With his introverted personality, and slightly aloof and soldierly demeanour on television, he is a complete change from the perky everybody’s-best-friend Alan Titchmarsh. But his devotion to the process and craft of gardening, his honesty and high principles (not to mention his strong-bodied good looks), make him an interesting and brave choice. The programme, — which pre-Monty had regressed into a laddish, bantering party-in-the-garden — may be coming out of its thirty-something crisis.
“I would like Gardeners’ World to be grown up — you can be funny and serious together, but you don’t have to be facile,” says Monty. And although television is full of compromises, he strives to adhere to certain standards. “I will never endorse anything I haven’t used, or don’t like. I will never promote any non-organic gardening in any way, shape or form, and I’ll never say or do anything that I don’t believe in.”
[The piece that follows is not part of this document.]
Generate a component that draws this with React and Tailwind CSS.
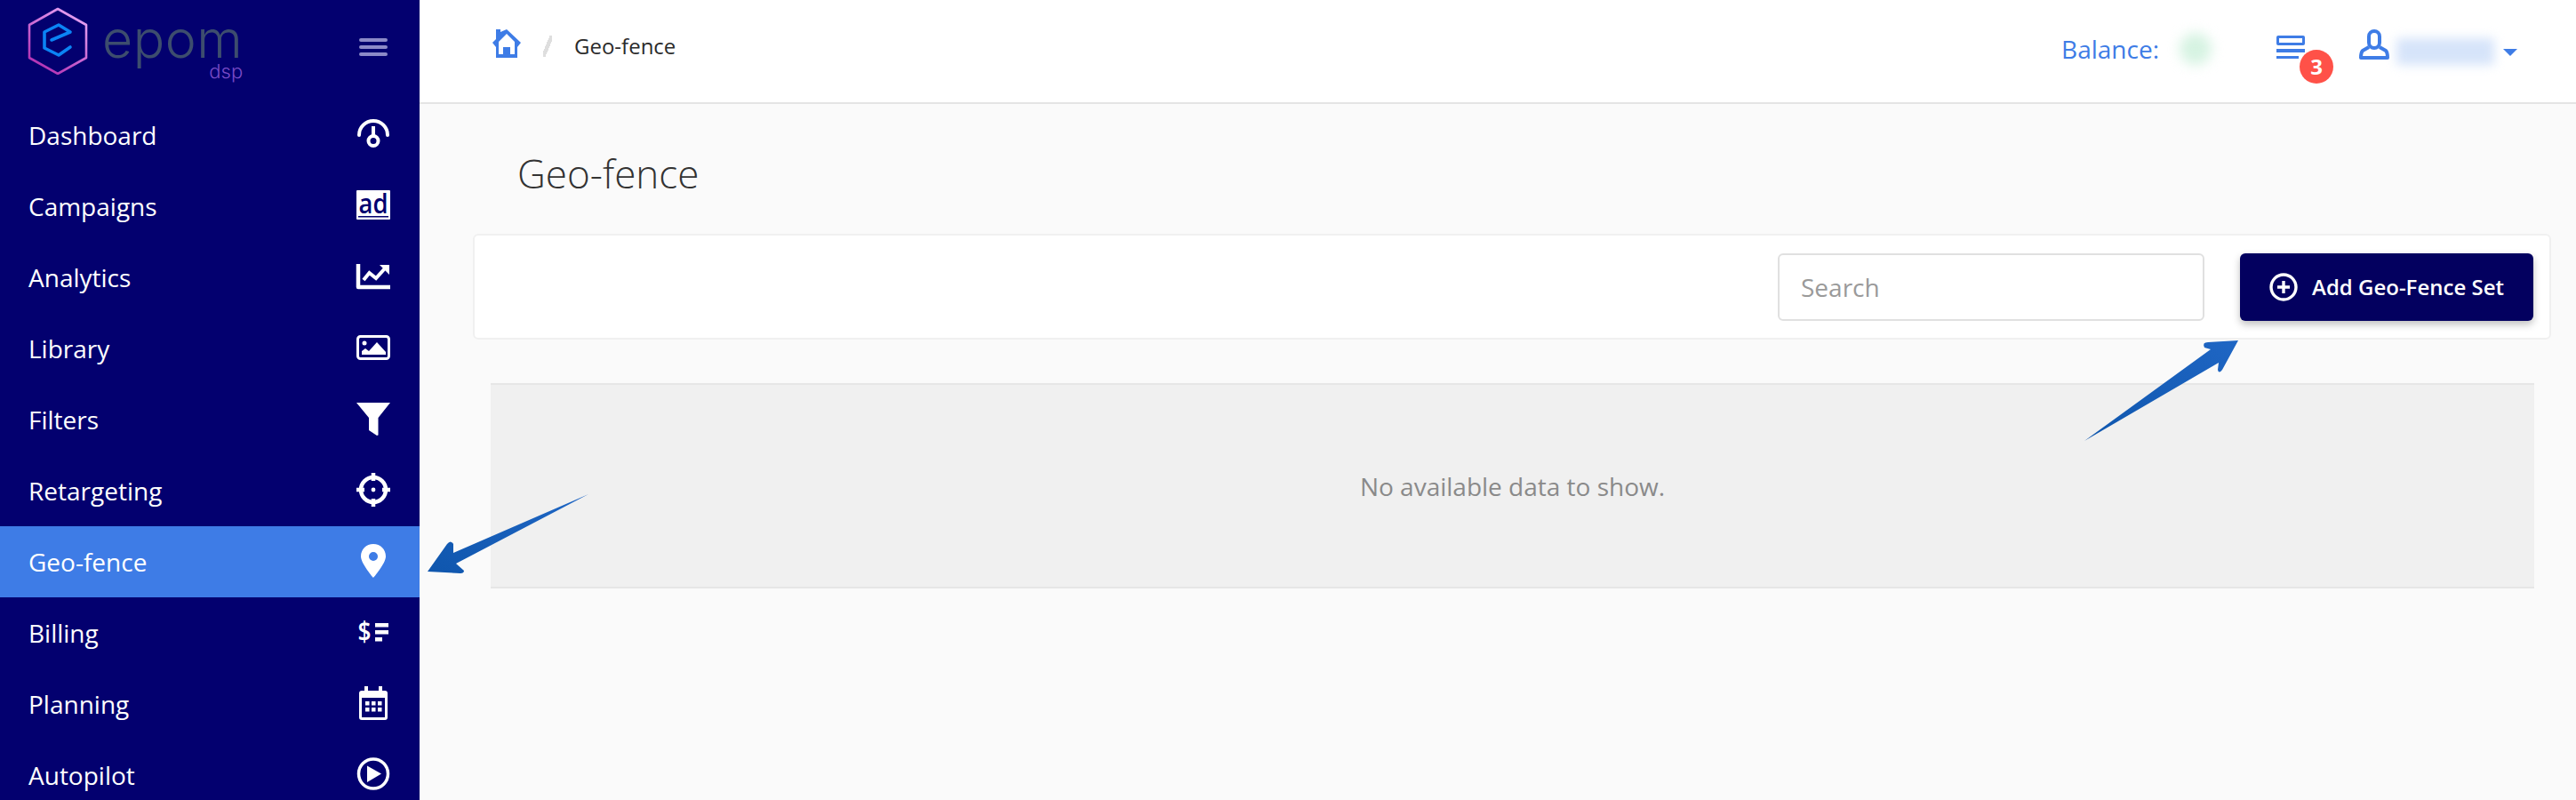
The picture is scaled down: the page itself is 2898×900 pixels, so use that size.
const NAVY = "#03006f";

function DashIcon() {
  return (
    <svg viewBox="0 0 40 40" className="w-10 h-10" fill="none" stroke="#fff" strokeWidth="4">
      <path d="M4 20A16 16 0 0 1 36 20" strokeLinecap="round" />
      <path d="M20 10V20" />
      <circle cx="20" cy="26.5" r="5.5" />
    </svg>
  );
}

function AdIcon() {
  return (
    <svg viewBox="0 0 40 40" className="w-10 h-10 overflow-visible">
      <rect x="1" y="2" width="38" height="33" rx="1" fill="#fff" />
      <text x="20" y="28" textAnchor="middle" fontFamily="Open Sans, sans-serif" fontSize="30" fontWeight="600" textLength="33" lengthAdjust="spacingAndGlyphs" fill={NAVY}>ad</text>
      <rect x="3" y="31" width="34" height="1.5" fill={NAVY} />
    </svg>
  );
}

function ChartIcon() {
  return (
    <svg viewBox="0 0 40 40" className="w-10 h-10" fill="none" stroke="#fff">
      <path d="M3 5V31H39" strokeWidth="4.5" strokeLinejoin="round" />
      <path d="M9 23L15.5 15L23 21L33 10" strokeWidth="4" />
      <path d="M27 6H38V17Z" fill="#fff" stroke="none" />
    </svg>
  );
}

function ImageIcon() {
  return (
    <svg viewBox="0 0 40 40" className="w-10 h-10" fill="none">
      <rect x="2.5" y="6.5" width="35" height="25" rx="3" stroke="#fff" strokeWidth="3" />
      <circle cx="10" cy="14" r="2.5" fill="#fff" />
      <path d="M7 27V23L11 20L15 23L24 13L34 24V27Z" fill="#fff" />
    </svg>
  );
}

function FilterIcon() {
  return (
    <svg viewBox="0 0 40 40" className="w-10 h-10">
      <path d="M1 1H39L25.5 18V37.5L24 38L15 32V18Z" fill="#fff" />
    </svg>
  );
}

function TargetIcon() {
  return (
    <svg viewBox="0 0 40 40" className="w-10 h-10" fill="none" stroke="#fff">
      <circle cx="20" cy="19" r="14" strokeWidth="4.5" />
      <path d="M20 0V9M20 29V38M1 19H10M30 19H39" strokeWidth="4.5" />
      <circle cx="20" cy="19" r="2.4" fill="#fff" stroke="none" />
    </svg>
  );
}

function PinIcon() {
  return (
    <svg viewBox="0 0 40 40" className="w-10 h-10">
      <path
        fillRule="evenodd"
        d="M20 0C12 0 6 6 6 14C6 22 20 38 20 38C20 38 34 22 34 14C34 6 28 0 20 0ZM20 9A5 5 0 1 1 20 19A5 5 0 1 1 20 9Z"
        fill="#fff"
      />
    </svg>
  );
}

function BillIcon() {
  return (
    <svg viewBox="0 0 40 40" className="w-10 h-10 overflow-visible">
      <text x="10" y="29" textAnchor="middle" fontFamily="Open Sans, sans-serif" fontSize="31" fontWeight="600" textLength="15" lengthAdjust="spacingAndGlyphs" fill="#fff">$</text>
      <rect x="22" y="9" width="15" height="4.5" fill="#fff" />
      <rect x="22" y="17" width="15" height="4.5" fill="#fff" />
      <rect x="22" y="25" width="8" height="4.5" fill="#fff" />
    </svg>
  );
}

function CalendarIcon() {
  return (
    <svg viewBox="0 0 40 40" className="w-10 h-10" fill="#fff">
      <path
        fillRule="evenodd"
        d="M7 5H10V0H14V5H26V0H30V5H33A3 3 0 0 1 36 8V35A3 3 0 0 1 33 38H7A3 3 0 0 1 4 35V8A3 3 0 0 1 7 5ZM7 13V35H33V13Z"
      />
      {[11, 18, 25].map((x) =>
        [17, 24].map((y) => <rect key={`${x}-${y}`} x={x} y={y} width="4.5" height="4.5" />)
      )}
    </svg>
  );
}

function PlayIcon() {
  return (
    <svg viewBox="0 0 40 40" className="w-10 h-10" fill="none">
      <circle cx="20" cy="18.5" r="16.5" stroke="#fff" strokeWidth="3.5" />
      <path d="M13 9.5L29 18.5L13 28Z" fill="#fff" />
    </svg>
  );
}

const navItems = [
  { label: "Dashboard", icon: DashIcon },
  { label: "Campaigns", icon: AdIcon },
  { label: "Analytics", icon: ChartIcon },
  { label: "Library", icon: ImageIcon },
  { label: "Filters", icon: FilterIcon },
  { label: "Retargeting", icon: TargetIcon },
  { label: "Geo-fence", icon: PinIcon, active: true },
  { label: "Billing", icon: BillIcon },
  { label: "Planning", icon: CalendarIcon },
  { label: "Autopilot", icon: PlayIcon },
];

function Logo() {
  return (
    <div className="flex items-start">
      <svg viewBox="0 0 68 76" className="w-[68px] h-[76px] mt-[8px] ml-[-1px] shrink-0" fill="none">
        <defs>
          <linearGradient id="hex" x1="0.8" y1="0" x2="0.2" y2="1">
            <stop offset="0" stopColor="#e6a6f5" />
            <stop offset="1" stopColor="#b02bb0" />
          </linearGradient>
        </defs>
        <path d="M34 2L66 20V57L34 75L2 57V20Z" stroke="url(#hex)" strokeWidth="2.6" strokeLinejoin="round" />
        <path d="M48 45L35 54L19 46V28L35 20L48 28L27 37" stroke="#0b84f5" strokeWidth="3.6" strokeLinecap="round" strokeLinejoin="round" />
      </svg>
      <div className="flex flex-col items-end ml-[16px]">
        <span className="font-['Inter',sans-serif] font-light text-[59px] leading-[46px] tracking-[0.5px] text-[#3d4d6e] mt-[21px]">epom</span>
        <span className="font-['Inter',sans-serif] font-light text-[22px] leading-[24px] text-[#7a4cc7] mt-[1px]">dsp</span>
      </div>
    </div>
  );
}

function Sidebar() {
  return (
    <aside className="w-[472px] h-[900px] shrink-0 overflow-hidden bg-[#03006f] text-white">
      <div className="h-[112px] flex justify-between pl-[32px] pr-[36px]">
        <Logo />
        <div className="w-[32px] mt-[43px] flex flex-col gap-[4px]">
          <div className="h-[4px] rounded-full bg-[#8c8ac8]" />
          <div className="h-[4px] rounded-full bg-[#8c8ac8]" />
          <div className="h-[4px] rounded-full bg-[#8c8ac8]" />
        </div>
      </div>
      {navItems.map((item) => {
        const Icon = item.icon;
        return (
          <div
            key={item.label}
            className={`h-[80px] flex items-center justify-between pl-[32px] pr-[32px] ${item.active ? "bg-[#3e7ce6]" : ""}`}
          >
            <span className="text-[28px]">{item.label}</span>
            <Icon />
          </div>
        );
      })}
    </aside>
  );
}

function Header() {
  return (
    <header className="h-[117px] shrink-0 bg-white border-b-2 border-[#e4e4e4] flex justify-between pl-[82px] pr-[66px]">
      <div className="flex items-start">
        <svg viewBox="0 0 32 32" className="w-[32px] h-[32px] mt-[33px]" fill="#3e7ce6">
          <path
            fillRule="evenodd"
            d="M4 0H9V3L16 0L32 15L28 20V32H4V20L0 15L4 11ZM16 5L7 14V28H12V20H20V28H25V14Z"
          />
        </svg>
        <span className="w-[10px] h-[24px] ml-[25px] mt-[40px] bg-[linear-gradient(to_bottom_right,transparent_38%,#dedede_38%,#dedede_62%,transparent_62%)]" />
        <span className="text-[24px] leading-[32px] text-[#2b2b2b] ml-[25px] mt-[36px]">Geo-fence</span>
      </div>
      <div className="flex items-start text-[#3e7ce6]">
        <span className="text-[28px] leading-[38px] mt-[36px]">Balance:</span>
        <span className="w-[36px] h-[36px] ml-[23px] mt-[37px] rounded-full bg-[#d6f3e2] blur-[7px]" />
        <div className="relative w-[32px] h-[26px] ml-[73px] mt-[40px] flex flex-col gap-[4px]">
          <div className="h-[12px] border-[3px] border-[#3e7ce6] rounded-[2px]" />
          <div className="h-[4px] bg-[#3e7ce6]" />
          <div className="h-[4px] w-[25px] bg-[#3e7ce6]" />
          <span className="absolute left-[26px] top-[16px] w-[38px] h-[38px] rounded-full bg-[#ff5148] text-white text-[24px] font-bold flex items-center justify-center">3</span>
        </div>
        <svg viewBox="0 0 34 34" className="w-[34px] h-[34px] ml-[61px] mt-[33px]" fill="none" stroke="#3e7ce6" strokeWidth="4">
          <path d="M11 11V8A6 6 0 0 1 23 8V15A6 6 0 0 1 11 15Z" />
          <path d="M11 20L4 24Q2 26 2 32H32Q32 26 30 24L23 20" strokeLinejoin="round" />
        </svg>
        <span className="w-[110px] h-[30px] ml-[8px] mt-[43px] bg-[#d6e4fa] blur-[6px]" />
        <span className="w-0 h-0 ml-[10px] mt-[55px] border-x-[8px] border-x-transparent border-t-[8px] border-t-[#3e7ce6]" />
      </div>
    </header>
  );
}

function Arrows() {
  return (
    <svg className="absolute left-0 top-0 w-[2898px] h-[900px] pointer-events-none" viewBox="0 0 2898 900">
      <defs>
        <linearGradient id="arrowA" x1="0" y1="1" x2="1" y2="0">
          <stop offset="0" stopColor="#0f56ad" />
          <stop offset="1" stopColor="#1f66c4" />
        </linearGradient>
      </defs>
      <path d="M662 556L513 634L522 642Q522 645 518 645L481 643L503 612Q507 607 510 612V622Z" fill="url(#arrowA)" />
      <path d="M2345 496L2487 393L2480 391Q2477 385 2484 385L2518 383L2500 416Q2496 421 2495 416L2496 408Z" fill="url(#arrowA)" />
    </svg>
  );
}

export default function App() {
  return (
    <div className="relative flex h-[900px] w-[2898px] overflow-hidden font-['Open_Sans',sans-serif]">
      <Sidebar />
      <div className="flex-1 flex flex-col bg-[#fafafa]">
        <Header />
        <h1 className="ml-[110px] mt-[48px] h-[60px] text-[44px] leading-[60px] font-light text-[#333]">Geo-fence</h1>
        <div className="ml-[60px] mr-[28px] mt-[38px] h-[119px] bg-white border-2 border-[#f0f0f0] rounded-[6px] flex items-center justify-end gap-[40px] pr-[18px]">
          <input
            placeholder="Search"
            className="w-[480px] h-[76px] bg-white border-2 border-[#e0e0e0] rounded-[6px] px-[24px] text-[28px] placeholder:text-[#9a9a9a] outline-none"
          />
          <button className="w-[330px] h-[76px] bg-[#03005f] rounded-[6px] text-white text-[24px] font-semibold flex items-center justify-center gap-[16px] shadow-[0_4px_8px_rgba(0,0,0,0.25)]">
            <svg viewBox="0 0 32 32" className="w-[32px] h-[32px]" fill="none" stroke="#fff">
              <circle cx="16" cy="16" r="14" strokeWidth="3.4" />
              <path d="M16 9V23M9 16H23" strokeWidth="3.4" />
            </svg>
            Add Geo-Fence Set
          </button>
        </div>
        <div className="ml-[80px] mr-[47px] mt-[49px] h-[231px] bg-[#f0f0f0] border-y-2 border-[#e6e6e6] flex items-center justify-center text-[28px] text-[#8a8a8a]">
          No available data to show.
        </div>
      </div>
      <Arrows />
    </div>
  );
}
And garden makeovers, although “fantastically entertaining television, are bad gardening. I’ve done them. I can’t be too sanctimonious as I’ve taken my shilling. But I didn’t feel good about doing them, because I was doing things that I would never, never have done in a garden.”
Makeovers have also led to the development of a television vernacular, says Monty, using out-of-context devices such as decking and paint. “Decking is really easy to do on television: you can do it any weather, you don’t have to dig anything and you can put it on top of things. It’s the same with paint, but it’s really hard to use so that it looks great in November on a grey day. Yet on television, especially if you heat it up with a bit of light, it looks great. It looks great for ten, fifteen minutes. That’s all it has to look good for.”
Such transformations “foster this belief of gardening as magic, not something that you have to have patience for, not something that grows. I would much rather see gardens that are slow. The drama’s there anyway, the drama is stupendous. Anyone who gardens knows that.”
Britain’s Head Gardener never even filled out an application for the post: “I never applied for a television job in my life. It would be disingenuous to say I won’t mind when it goes, because no-one appears on television unless they want to, but it’s not everything in my life.”
Far more important is his writing, although “I never wanted to write about gardening. I see myself as a writer who happens to write about gardening. I’ve written lots of other things, but they have never had any success. It just so happens that people want to publish what I write about gardening. When I was 23 that would have depressed me hugely, by 33 I was glad to take the money for anything, and by 43 I just thought, well this is the way it is. As I near 53, I think, well, you play the cards that you are dealt, and that is just the way it is. There’s time to do other things.”
And because Monty Don’s time is precious and rigorously ordered, I leave shortly afterwards — at 4.32 p.m. — carefully closing the gate behind me.